Convicted and jailed
He was convicted by an Israeli military court of organizing attacks on civilians and ordering the kidnappings of two Israeli soldiers — one of whom was killed — and was sentenced to life in prison.

In jail, Yassin suffered from a variety of ailments, including chronic bronchitis and eye and ear maladies.

Israeli officials worried Yassin might die in captivity, which could set off Palestinian riots. But fate — in the form of one of Israel’s worst espionage blunders — intervened to free him in 1997.

To ransom its agents captured after a botched assassination attempt in Jordan, Israel was forced to release dozens of Palestinian prisoners, including Yassin.

More than 10,000 cheering followers packed a rundown Gaza City soccer stadium to welcome him back.

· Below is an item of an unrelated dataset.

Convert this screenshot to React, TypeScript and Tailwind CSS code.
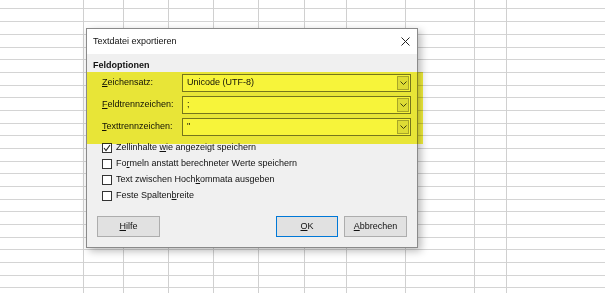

Even before Yassin’s release, Hamas dealings with the Palestinian Authority were strained. In 1996, Arafat jailed hundreds of Hamas activists, subjecting them to the ultimate indignity of shaving off their beards, worn as a sign of devout adherence to Islam.

In February of 1998, Yassin left Gaza, ostensibly to obtain medical treatment. Instead, he embarked on a 3½-month tour of Arab countries, reportedly raising more than $50 million and building up political support for Hamas.

Yassin made his second homecoming to Gaza in June 1998, just as Hamas was spurning an offer from Arafat to join the Palestinian government.

The sheik’s precise birth date, like much else about him, was shrouded in mystery.

His son, Abed, and Hamas spokesman Mahmoud Zahar said in June 1998 that he was 62, but were not able to say on what day he was born. His Palestinian passport, however, listed his date of birth as Jan. 1, 1929.

But Abed Yassin said the passport was based on a birth certificate that was probably inaccurate to begin with and was later lost. Yassin himself claimed he was born in 1938.